On the flipside, I remember approaching people with ideas and schemes and getting beaten over the head with them and being told to go back to my office and concentrate on the work I already had in progress. As my friend says, they like you JUST the way you are — don’t go improving your skill set on them.

And here I am now where initiative is appreciated and encouraged, and there’s nothing in my head. NOTHING. Is something wrong with me? Shouldn’t I just hide my non-functioning brain until something enters it? This concerns me in a big way. Ideas usually do come on command for me — they might be bad ideas, but at least the Muse throws me a bone now and again.

I remember years ago having a discussion at work about cultural fit. Which makes sense on one hand, that if someone’s not a fit, they’re not going to thrive. But that became the answer to all their problems.

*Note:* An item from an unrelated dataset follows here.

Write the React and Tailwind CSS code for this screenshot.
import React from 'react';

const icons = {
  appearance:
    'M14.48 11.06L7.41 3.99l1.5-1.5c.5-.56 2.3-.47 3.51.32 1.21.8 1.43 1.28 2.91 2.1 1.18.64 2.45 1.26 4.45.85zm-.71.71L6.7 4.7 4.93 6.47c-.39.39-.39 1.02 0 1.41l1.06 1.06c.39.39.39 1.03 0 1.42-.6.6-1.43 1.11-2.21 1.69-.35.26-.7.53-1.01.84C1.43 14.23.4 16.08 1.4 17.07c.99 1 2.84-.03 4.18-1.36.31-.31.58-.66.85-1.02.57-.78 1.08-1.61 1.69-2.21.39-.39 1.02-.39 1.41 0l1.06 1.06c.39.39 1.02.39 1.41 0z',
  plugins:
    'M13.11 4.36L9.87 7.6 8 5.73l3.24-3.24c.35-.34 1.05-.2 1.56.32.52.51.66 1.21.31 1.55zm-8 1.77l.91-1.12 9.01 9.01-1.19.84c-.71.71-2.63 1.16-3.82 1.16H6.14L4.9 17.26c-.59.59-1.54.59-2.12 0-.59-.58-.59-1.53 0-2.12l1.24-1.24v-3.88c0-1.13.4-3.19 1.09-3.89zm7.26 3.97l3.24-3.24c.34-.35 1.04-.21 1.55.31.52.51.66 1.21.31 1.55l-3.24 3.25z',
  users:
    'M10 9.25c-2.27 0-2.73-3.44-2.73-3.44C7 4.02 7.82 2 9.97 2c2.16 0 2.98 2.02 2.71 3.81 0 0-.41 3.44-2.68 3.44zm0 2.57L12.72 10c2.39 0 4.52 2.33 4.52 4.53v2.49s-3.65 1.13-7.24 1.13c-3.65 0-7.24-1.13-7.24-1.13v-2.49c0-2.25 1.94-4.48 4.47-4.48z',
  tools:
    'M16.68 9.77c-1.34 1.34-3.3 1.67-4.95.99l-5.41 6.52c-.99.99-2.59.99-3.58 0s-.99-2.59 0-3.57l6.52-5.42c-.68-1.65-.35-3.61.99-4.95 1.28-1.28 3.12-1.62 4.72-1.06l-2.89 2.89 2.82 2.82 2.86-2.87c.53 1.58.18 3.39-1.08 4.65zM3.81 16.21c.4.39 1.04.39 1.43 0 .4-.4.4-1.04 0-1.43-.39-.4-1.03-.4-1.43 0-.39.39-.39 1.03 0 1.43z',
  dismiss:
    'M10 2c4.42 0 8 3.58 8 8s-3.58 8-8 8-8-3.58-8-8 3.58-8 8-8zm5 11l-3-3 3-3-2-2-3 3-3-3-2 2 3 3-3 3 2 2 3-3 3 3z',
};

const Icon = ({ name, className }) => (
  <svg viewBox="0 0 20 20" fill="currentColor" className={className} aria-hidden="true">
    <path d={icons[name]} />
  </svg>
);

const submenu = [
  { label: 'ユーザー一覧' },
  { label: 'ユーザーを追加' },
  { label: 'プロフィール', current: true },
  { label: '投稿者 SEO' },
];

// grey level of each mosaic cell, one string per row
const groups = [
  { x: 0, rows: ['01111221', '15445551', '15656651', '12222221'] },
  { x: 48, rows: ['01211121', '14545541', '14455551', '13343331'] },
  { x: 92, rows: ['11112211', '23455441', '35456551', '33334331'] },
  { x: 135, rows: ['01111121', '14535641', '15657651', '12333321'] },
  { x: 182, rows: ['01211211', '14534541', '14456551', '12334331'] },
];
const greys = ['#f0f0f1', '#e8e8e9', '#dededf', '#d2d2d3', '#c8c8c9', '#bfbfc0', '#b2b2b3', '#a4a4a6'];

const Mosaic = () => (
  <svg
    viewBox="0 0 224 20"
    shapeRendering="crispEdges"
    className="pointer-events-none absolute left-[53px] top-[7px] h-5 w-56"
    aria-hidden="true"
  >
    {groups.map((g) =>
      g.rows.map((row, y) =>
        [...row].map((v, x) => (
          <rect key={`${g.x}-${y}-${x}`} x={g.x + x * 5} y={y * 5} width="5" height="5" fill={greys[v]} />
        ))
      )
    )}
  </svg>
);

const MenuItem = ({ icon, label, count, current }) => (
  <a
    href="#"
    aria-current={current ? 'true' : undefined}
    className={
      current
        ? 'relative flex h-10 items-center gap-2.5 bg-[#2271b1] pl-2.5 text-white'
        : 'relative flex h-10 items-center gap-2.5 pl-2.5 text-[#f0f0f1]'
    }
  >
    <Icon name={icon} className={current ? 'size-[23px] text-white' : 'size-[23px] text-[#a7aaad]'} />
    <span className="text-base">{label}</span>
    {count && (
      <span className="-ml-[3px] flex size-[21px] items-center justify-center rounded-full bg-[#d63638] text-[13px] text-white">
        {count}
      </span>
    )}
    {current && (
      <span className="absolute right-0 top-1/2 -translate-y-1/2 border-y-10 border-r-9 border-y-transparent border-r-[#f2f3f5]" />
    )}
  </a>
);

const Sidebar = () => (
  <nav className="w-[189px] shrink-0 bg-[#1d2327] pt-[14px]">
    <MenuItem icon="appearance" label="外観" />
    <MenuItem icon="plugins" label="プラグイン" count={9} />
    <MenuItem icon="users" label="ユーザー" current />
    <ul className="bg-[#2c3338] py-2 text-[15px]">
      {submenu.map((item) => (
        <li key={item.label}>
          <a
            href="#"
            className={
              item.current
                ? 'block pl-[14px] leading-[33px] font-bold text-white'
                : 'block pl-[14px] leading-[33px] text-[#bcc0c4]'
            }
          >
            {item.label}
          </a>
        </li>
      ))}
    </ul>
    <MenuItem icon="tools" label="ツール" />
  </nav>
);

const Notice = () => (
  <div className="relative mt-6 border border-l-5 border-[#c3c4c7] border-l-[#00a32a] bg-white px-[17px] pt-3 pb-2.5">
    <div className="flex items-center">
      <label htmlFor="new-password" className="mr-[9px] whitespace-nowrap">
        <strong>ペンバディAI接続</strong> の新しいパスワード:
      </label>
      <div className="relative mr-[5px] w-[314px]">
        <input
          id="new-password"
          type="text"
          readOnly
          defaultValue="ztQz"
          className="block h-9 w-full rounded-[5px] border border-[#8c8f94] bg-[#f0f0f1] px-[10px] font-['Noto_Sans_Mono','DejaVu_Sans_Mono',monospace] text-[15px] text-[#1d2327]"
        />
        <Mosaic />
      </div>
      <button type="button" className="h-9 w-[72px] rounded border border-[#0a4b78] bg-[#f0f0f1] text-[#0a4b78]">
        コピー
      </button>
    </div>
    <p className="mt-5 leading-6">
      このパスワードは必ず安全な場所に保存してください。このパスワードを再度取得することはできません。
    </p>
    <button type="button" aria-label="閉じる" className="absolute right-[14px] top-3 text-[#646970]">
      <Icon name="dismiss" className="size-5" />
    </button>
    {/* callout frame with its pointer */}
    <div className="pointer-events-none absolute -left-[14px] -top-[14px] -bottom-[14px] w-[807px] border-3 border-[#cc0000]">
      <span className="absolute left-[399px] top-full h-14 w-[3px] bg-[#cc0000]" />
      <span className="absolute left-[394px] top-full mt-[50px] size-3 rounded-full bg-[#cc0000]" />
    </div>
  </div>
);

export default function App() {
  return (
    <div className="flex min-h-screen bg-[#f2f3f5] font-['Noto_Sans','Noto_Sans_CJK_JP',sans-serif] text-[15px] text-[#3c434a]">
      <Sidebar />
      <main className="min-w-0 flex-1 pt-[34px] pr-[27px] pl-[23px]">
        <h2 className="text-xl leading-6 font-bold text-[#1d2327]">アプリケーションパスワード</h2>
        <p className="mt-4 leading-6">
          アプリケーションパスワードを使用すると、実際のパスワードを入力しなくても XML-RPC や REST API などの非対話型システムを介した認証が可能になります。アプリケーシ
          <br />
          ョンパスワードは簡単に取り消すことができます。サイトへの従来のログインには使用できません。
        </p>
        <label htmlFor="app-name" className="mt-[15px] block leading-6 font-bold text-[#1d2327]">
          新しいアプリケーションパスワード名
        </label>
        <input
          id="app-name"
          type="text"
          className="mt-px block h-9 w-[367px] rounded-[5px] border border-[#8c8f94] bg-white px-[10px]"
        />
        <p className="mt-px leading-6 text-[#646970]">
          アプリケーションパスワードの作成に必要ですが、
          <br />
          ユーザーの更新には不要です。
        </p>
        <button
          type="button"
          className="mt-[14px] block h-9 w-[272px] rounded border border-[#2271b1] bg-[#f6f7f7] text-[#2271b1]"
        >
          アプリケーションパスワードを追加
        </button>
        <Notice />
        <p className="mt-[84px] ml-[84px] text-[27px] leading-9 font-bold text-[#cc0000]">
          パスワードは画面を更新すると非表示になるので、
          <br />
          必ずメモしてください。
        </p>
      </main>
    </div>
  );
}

If someone wasn’t meeting expectations, then they just didn’t “fit” in and needed to move on and away.

But the discussion no one was brave enough to bring up (because you’d get the theoretical equivalent of a beheading if you dared disagree) was A) how to help people adapt and B) finding out what exactly it was that wasn’t working so that maybe we could make some accommodations within reason.

That’s a time in my life I don’t forget easily. Because I will guilt myself to death for not being perfect or even quasi-useful. (Caveat: By THEIR standards. I think I’m just fucking dandy myself, but my opinion apparently doesn’t count.)

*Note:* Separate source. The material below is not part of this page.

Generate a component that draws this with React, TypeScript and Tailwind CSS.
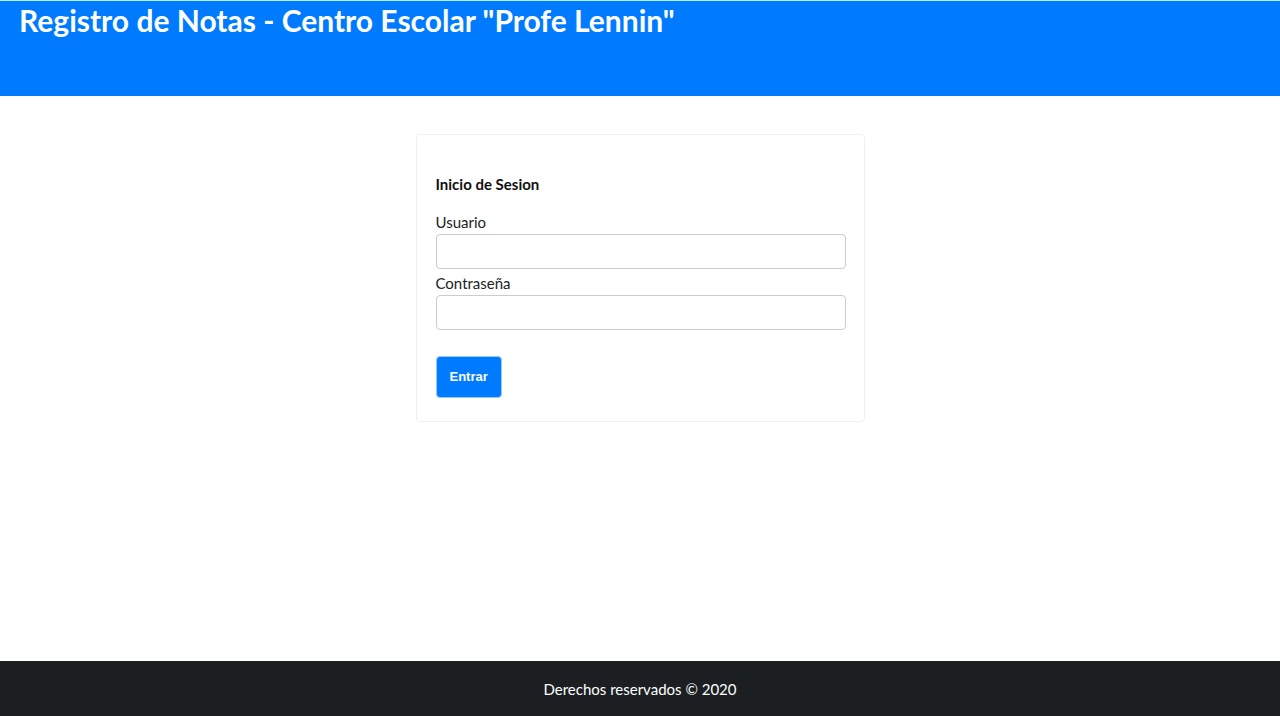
export default function App() {
  return (
    <div className="flex min-h-screen flex-col bg-white font-['Lato',sans-serif] text-[15px] text-black">
      <header className="h-24 border-t border-[#b5f0fa] bg-[#007bff] px-[19px]">
        <h1 className="text-[30px] leading-[38px] font-bold text-white">Registro de Notas - Centro Escolar "Profe Lennin"</h1>
      </header>
      <main className="flex-1 px-4 pt-[38px]">
        <form className="mx-auto w-full max-w-[449px] rounded border border-[#f0f0f0] pt-[39px] pr-[18px] pb-[23px] pl-[19px]" onSubmit={(e) => e.preventDefault()}>
          <h2 className="mb-4 leading-5 font-bold text-[#111111]">Inicio de Sesion</h2>
          <label htmlFor="usuario" className="block leading-6 text-[#222222]">Usuario</label>
          <input id="usuario" type="text" className="mb-0.5 block h-[35px] w-full rounded border border-[#cccccc] px-3 outline-none" />
          <label htmlFor="clave" className="block leading-6 text-[#222222]">Contraseña</label>
          <input id="clave" type="password" className="block h-[35px] w-full rounded border border-[#cccccc] px-3 outline-none" />
          <button type="submit" className="mt-[26px] block h-[42px] rounded border border-[#9cc8f5] bg-[#007bff] px-[13px] font-['Liberation_Sans',sans-serif] text-[13px] font-bold text-white">Entrar</button>
        </form>
      </main>
      <footer className="flex h-[55px] items-center justify-center bg-[#1b1f22] px-4 pt-0.5 text-white">
        <p>Derechos reservados © 2020</p>
      </footer>
    </div>
  );
}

I can devote myself to a role so much so that I don’t improve myself in other ways, I’m just so busy either trying to keep up or trying to regenerate my interest/enthusiasm or, at the very least, trying to have some fun to keep my mind engaged.

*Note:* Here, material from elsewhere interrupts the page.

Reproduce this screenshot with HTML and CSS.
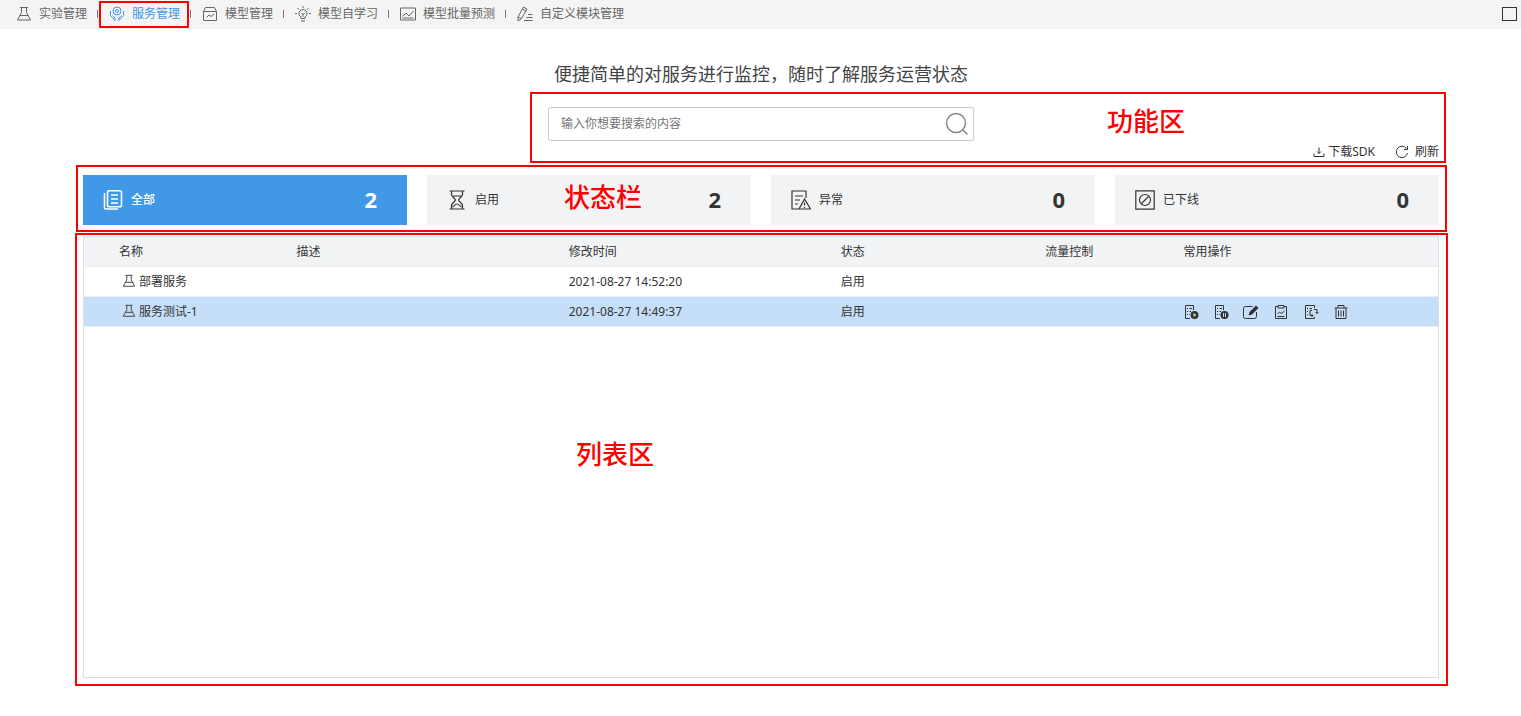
FILE: index.html
```html
<!DOCTYPE html>
<html lang="zh-CN">
<head>
  <meta charset="UTF-8">
  <meta name="viewport" content="width=device-width, initial-scale=1.0">
  <title>服务管理</title>
  <link rel="stylesheet" href="styles.css">
</head>
<body>
  <!-- shared icons -->
  <svg class="sprite" aria-hidden="true">
    <symbol id="flask" viewBox="0 0 16 16">
      <path d="M4 1.500h8M5.500 1.500v5L1.500 14h13l-4-7.500v-5M4 9.500h8"/>
    </symbol>
    <symbol id="doc" viewBox="0 0 16 16">
      <path d="M7 14.500H2.500v-13h8V6M4 4.500h1M6.500 4.500H9M4 7.500h1M6.500 7.500H8M4 10.500h1M6.500 10.500h.5"/>
    </symbol>
  </svg>

  <header class="topbar">
    <nav class="tabs">
      <a class="tab" href="#">
        <svg class="icon"><use href="#flask"/></svg>实验管理
      </a>
      <a class="tab active" href="#">
        <svg class="icon" viewBox="0 0 16 16"><circle cx="8" cy="5" r="4"/><circle cx="8" cy="5" r="1.500"/><path d="M1.500 5v4.500L6 14.500V12L3.500 9.500M14.500 5v4.500L10 14.500V12l2.500-2.500"/></svg>服务管理
      </a>
      <a class="tab" href="#">
        <svg class="icon" viewBox="0 0 16 16"><path d="M1.500 5.500v9h13v-9M1.500 5.500l2-4h9l2 4zM4.500 11.500L7 9l2 1.500L12 8"/></svg>模型管理
      </a>
      <a class="tab" href="#">
        <svg class="icon" viewBox="0 0 16 16"><path d="M6 12.500v-1.500a4 4 0 1 1 4 0v1.500zM6 15h4M8 11V8M6.500 7L8 8.500 9.500 7M8 0v2M2.500 2l1.500 1.500M13.500 2L12 3.500M0 7.500h2M14 7.500h2"/></svg>模型自学习
      </a>
      <a class="tab" href="#">
        <svg class="icon" viewBox="0 0 16 16"><path d="M.5 2h15v12H.5zM2.500 10.500L6 7l3 3 4.500-5M2.500 12h11"/></svg>模型批量预测
      </a>
      <a class="tab" href="#">
        <svg class="icon" viewBox="0 0 16 16"><path d="M1 15v-4L6.500 1 10 3 4.500 12.500zM5.500 3L9 5M1 11l3.500 1.500M11 8.500h4.500M9.500 11.500h6M7 14.500h8.500"/></svg>自定义模块管理
      </a>
    </nav>
    <button class="maximize" aria-label="最大化"></button>
  </header>

  <main class="page">
    <h1 class="slogan">便捷简单的对服务进行监控，随时了解服务运营状态</h1>

    <section class="tools">
      <form class="search" onsubmit="return false">
        <input type="text" aria-label="搜索" placeholder="输入你想要搜索的内容">
        <button class="search-btn" aria-label="搜索">
          <svg viewBox="0 0 24 24"><circle cx="11" cy="11" r="9.500"/><path d="M18 18l4.500 4.500"/></svg>
        </button>
      </form>
      <div class="links">
        <button class="link download">
          <svg viewBox="0 0 12 12"><path d="M6 1.500v6M4 5.500l2 2 2-2M1 7.500v3h10v-3"/></svg>下载SDK
        </button>
        <button class="link refresh">
          <svg viewBox="0 0 14 14"><path d="M12.500 8A5.700 5.700 0 1 1 11.500 3.500M12.500 1v3.500H9"/></svg>刷新
        </button>
      </div>
      <div class="mark mark-tools"></div>
      <span class="mark-text text-tools">功能区</span>
    </section>

    <section class="status">
      <button class="card current">
        <svg viewBox="0 0 20 20"><path d="M6 .8h11a1.500 1.500 0 0 1 1.500 1.500v13a1.500 1.500 0 0 1-1.500 1.500H6a1.500 1.500 0 0 1-1.500-1.500v-13A1.500 1.500 0 0 1 6 .8zM1.500 3v14.500a1.500 1.500 0 0 0 1.500 1.500h12M8 5h7M8 9h7M8 13h7"/></svg>
        <span>全部</span><b>2</b>
      </button>
      <button class="card">
        <svg viewBox="0 0 20 20"><path d="M2.500 1h15M2.500 19h15M4.500 1v3.500C4.500 7 8.500 8.500 8.500 10S4.500 13 4.500 15.500V19M15.500 1v3.500c0 2.500-4 4-4 5.500s4 3 4 5.500V19M6 6h8M5.500 17c2-1.500 3-3 4.500-3s2.500 1.500 4.500 3"/></svg>
        <span>启用</span><b>2</b>
      </button>
      <button class="card">
        <svg viewBox="0 0 20 20"><path d="M8 19H1V1h14v7M4 6h8M4 10h5M4 14h3M13.500 9L8 19h11.500zM13.500 12.500v3M13.500 17v1"/></svg>
        <span>异常</span><b>0</b>
      </button>
      <button class="card">
        <svg viewBox="0 0 20 20"><path d="M.8.800h18.400v18.400H.8zM6.500 13.500l7-7"/><circle cx="10" cy="10" r="5.500"/></svg>
        <span>已下线</span><b>0</b>
      </button>
      <div class="mark mark-status"></div>
      <span class="mark-text text-status">状态栏</span>
    </section>

    <section class="list">
      <table>
        <thead>
          <tr>
            <th class="col-name">名称</th>
            <th class="col-desc">描述</th>
            <th class="col-time">修改时间</th>
            <th class="col-state">状态</th>
            <th class="col-flow">流量控制</th>
            <th>常用操作</th>
          </tr>
        </thead>
        <tbody>
          <tr>
            <td class="name"><svg class="row-icon"><use href="#flask"/></svg>部署服务</td>
            <td></td>
            <td>2021-08-27 14:52:20</td>
            <td>启用</td>
            <td></td>
            <td></td>
          </tr>
          <tr class="selected">
            <td class="name"><svg class="row-icon"><use href="#flask"/></svg>服务测试-1</td>
            <td></td>
            <td>2021-08-27 14:49:37</td>
            <td>启用</td>
            <td></td>
            <td>
              <div class="ops">
                <button aria-label="启动"><svg viewBox="0 0 16 16"><use href="#doc"/><circle class="solid" cx="11.500" cy="11" r="4"/><path class="cut" d="M10.500 9l3 2-3 2z"/></svg></button>
                <button aria-label="暂停"><svg viewBox="0 0 16 16"><use href="#doc"/><circle class="solid" cx="11.500" cy="11" r="4"/><path class="cut-line" d="M10.500 9v4M12.500 9v4"/></svg></button>
                <button aria-label="编辑"><svg viewBox="0 0 16 16"><path d="M9.500 2.500H2.500a2 2 0 0 0-2 2v8a2 2 0 0 0 2 2h9a2 2 0 0 0 2-2V8"/><path class="solid" d="M5.500 11.500l1-3.500 6.500-6.500 2.500 2.500L9 10.500z"/></svg></button>
                <button aria-label="监控"><svg viewBox="0 0 16 16"><path d="M5 2.500H2.500v12h11v-12H11M5 1.500h6v2.500H5zM4.500 10l2-2 2 1.500 3-2.500M4.500 12.500h7"/></svg></button>
                <button aria-label="导出"><svg viewBox="0 0 16 16"><path d="M11.500 13v1.500h-9v-13h9V4M4 4.500h1M6.500 4.500H9M4 7.500h1M4 11h1M9 6.500H7v5h3M8.500 10l1.500 1.500L8.500 13M11 5.500h3v4M12.500 8L14 9.500 15.500 8"/></svg></button>
                <button aria-label="删除"><svg viewBox="0 0 16 16"><path d="M1.500 4h13M5 4V1.500h6V4M3 4v10.500h10V4M5.500 6.500v6M8 6.500v6M10.500 6.500v6"/></svg></button>
              </div>
            </td>
          </tr>
        </tbody>
      </table>
      <div class="mark mark-list"></div>
      <span class="mark-text text-list">列表区</span>
    </section>
  </main>
</body>
</html>
```

FILE: styles.css
```css
* {
  box-sizing: border-box;
}
body {
  margin: 0;
  min-height: 100vh;
  display: flex;
  flex-direction: column;
  font-family: "Noto Sans", "Noto Sans CJK SC", sans-serif;
  font-size: 12px;
  line-height: 20px;
  color: #333;
  background-color: #fff;
}
button, input {
  font: inherit;
  color: inherit;
  border: none;
  background: none;
  padding: 0;
}
button {
  cursor: pointer;
}
svg {
  fill: none;
  stroke: currentColor;
  stroke-width: 1;
  flex: none;
}
.sprite {
  position: absolute;
  width: 0;
  height: 0;
}

/* top bar */
.topbar {
  display: flex;
  justify-content: space-between;
  align-items: center;
  height: 29px;
  padding: 0 4px 1px 5px;
  background-color: #f4f4f4;
}
.tabs {
  display: flex;
}
.tab {
  position: relative;
  display: flex;
  align-items: center;
  gap: 7px;
  padding: 0 11px;
  color: #666;
  text-decoration: none;
  white-space: nowrap;
}
.tab::after {
  content: "";
  position: absolute;
  right: 0;
  top: 6px;
  width: 1px;
  height: 8px;
  background-color: #777;
}
.tab:last-child::after {
  display: none;
}
.icon {
  width: 16px;
  height: 16px;
}
.tab.active {
  color: #4098e7;
}
.tab.active::before {
  content: "";
  position: absolute;
  inset: -3px 2px -4px 1px;
  border: 2px solid #f00;
}
.maximize {
  width: 15px;
  height: 14px;
  border: 1px solid #333;
}

/* content */
.page {
  flex: 1;
  display: flex;
  flex-direction: column;
  padding: 30px 82px 38px 83px;
}
.slogan {
  margin: 0 0 18px;
  font-size: 18px;
  font-weight: 400;
  line-height: 30px;
  text-align: center;
  color: #444;
}
.tools {
  position: relative;
}
.search {
  position: relative;
  width: 426px;
  margin: 0 auto;
}
.search input {
  display: block;
  width: 100%;
  height: 34px;
  padding: 0 40px 2px 12px;
  border: 1px solid #c8c8c4;
  border-radius: 3px;
}
.search input::placeholder {
  color: #757575;
}
.search-btn {
  position: absolute;
  right: 5px;
  top: 5px;
  width: 24px;
  height: 24px;
  color: #888;
}
.search-btn svg {
  display: block;
  stroke-width: 1.5;
}
.links {
  display: flex;
  justify-content: flex-end;
  gap: 20px;
}
.link {
  display: flex;
  align-items: center;
  line-height: 22px;
}
.download svg {
  width: 12px;
  height: 12px;
  margin-right: 3px;
}
.refresh svg {
  width: 14px;
  height: 14px;
  margin-right: 6px;
}

/* status cards */
.status {
  position: relative;
  display: grid;
  grid-template-columns: repeat(4, 1fr);
  gap: 20px;
  margin-top: 12px;
}
.card {
  display: flex;
  align-items: center;
  height: 50px;
  padding: 0 30px 0 20px;
  background-color: #f2f3f5;
}
.card svg {
  width: 20px;
  height: 20px;
  margin-right: 8px;
  stroke-width: 1.2;
}
.card b {
  margin-left: auto;
  padding-bottom: 2px;
  font-size: 22px;
}
.card.current {
  background-color: #4098e7;
  color: #fff;
}
.current svg {
  stroke-width: 1.6;
}
.current span {
  font-weight: 500;
}

/* service list */
.list {
  position: relative;
  flex: 1;
  margin-top: 11px;
  border: 1px solid #dcdcea;
}
table {
  width: 100%;
  table-layout: fixed;
  border-spacing: 0;
}
th, td {
  height: 30px;
  padding: 0;
  border-bottom: 1px solid #ebeef2;
  text-align: left;
  font-weight: 400;
}
th {
  background-color: #f2f3f5;
}
.col-name {
  width: 15.7%;
  padding-left: 35px;
}
.col-desc, .col-time {
  width: 20.1%;
}
.col-state {
  width: 15.1%;
}
.col-flow {
  width: 10.2%;
}
.name {
  padding-left: 38px;
}
.row-icon {
  width: 14px;
  height: 14px;
  margin-right: 3px;
  vertical-align: -2px;
}
.selected {
  background-color: #c5dff8;
}
.ops {
  display: flex;
  gap: 14px;
  padding-top: 1px;
}
.ops button, .ops svg {
  display: block;
  width: 16px;
  height: 16px;
}
.solid {
  fill: currentColor;
  stroke: none;
}
.cut {
  fill: #c5dff8;
  stroke: none;
}
.cut-line {
  stroke: #c5dff8;
}

/* red guide frames and captions */
.mark {
  position: absolute;
  border: 2px solid #f00;
  pointer-events: none;
}
.mark-tools {
  inset: -15px -7px 0 calc(50% - 231px);
}
.mark-status {
  inset: -10px -8px -7px -7px;
}
.mark-list {
  inset: -4px -10px -9px -9px;
}
.mark-text {
  position: absolute;
  font-size: 26px;
  font-weight: 500;
  line-height: 40px;
  color: #f00;
  white-space: nowrap;
}
.text-tools {
  right: 254px;
  top: -6px;
}
.text-status {
  left: 481px;
  top: 2px;
}
.text-list {
  left: 492px;
  top: 197px;
}
```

Ultimately, it was a confluence of events that led me to give up on that job. I try to remember that it was an exception, not the rule, for me. The bottom line was that I was written off as someone who couldn’t squeeze my square-peg ass into the round hole I needed to fit into.

(My mom used to get on my case daily, that she and my grandparents spent every day of my life building me up and letting me know how special I was. And she wasn’t going to let this group of people strip that from me with their antics and semantics.)

And it was there that I found the better you hid yourself, the less you hated yourself at the end of the day. Because when you entered the line of vision, you might as well have thrown yourself under a bus because, either way, your soul was gonna get crushed and toe-tagged.

That adventure had longlasting effects, though — my soul never really recovered. The remainder of it got mutilated next time around. I’m surprised I ever got hired again — I was a ghost of my true self. And I guess I’m surprised I haven’t been booted yet, because that sparkingly, brilliant self who was bludgeoned? Has never had a chance to regenerate.

I don’t have to worry about the soul-crushing anymore, but whenever creative thinking is called for, I can’t come through. I want to, but I just can’t. Pavlov’s dog has had its balls chopped off and can’t seem to regrow them. All he can do is chase cars to retain his standing in the dog world, and that’s all he does.

And routine, which I abhor on a good day, has become a comfort, escape, excuse. If I were to summarize my life right now, the appraisal would say, “Lacks initiative. Too burned out from last five jobs to think straight. Derives biggest challenge from waiting till last minute.”

The question is, what’s it going to take? Fear? I’m tired of being afraid. Nurturing? Probably. But I never ask for it. Reward? Nope, don’t feel like I deserve it, not right now anyway. Diversion? No doubt.

I was talking with some people recently; we were making lists on how we would in a dream world spend our millions and fritter away our free time. And someone, somewhere said that they would “schedule spontaneity.” While I wanted to club them, I realize the truth to the matter that no one has time for joy. We schedule fun, we ask for inspiration on command, we delay celebration until we feel we should — and I’d bet that we’d find excuses to not celebrate even if we did earn it.

I guess I didn’t solve anything with this entry other than probably getting a case of hives and probably wanting to pull it offline the second I publish it. Because even though I’m nowhere near where I want to be, at least I’m far from where I’ve been.

And if you’re going to start somewhere, nothing wrong with starting where you’re standing, right?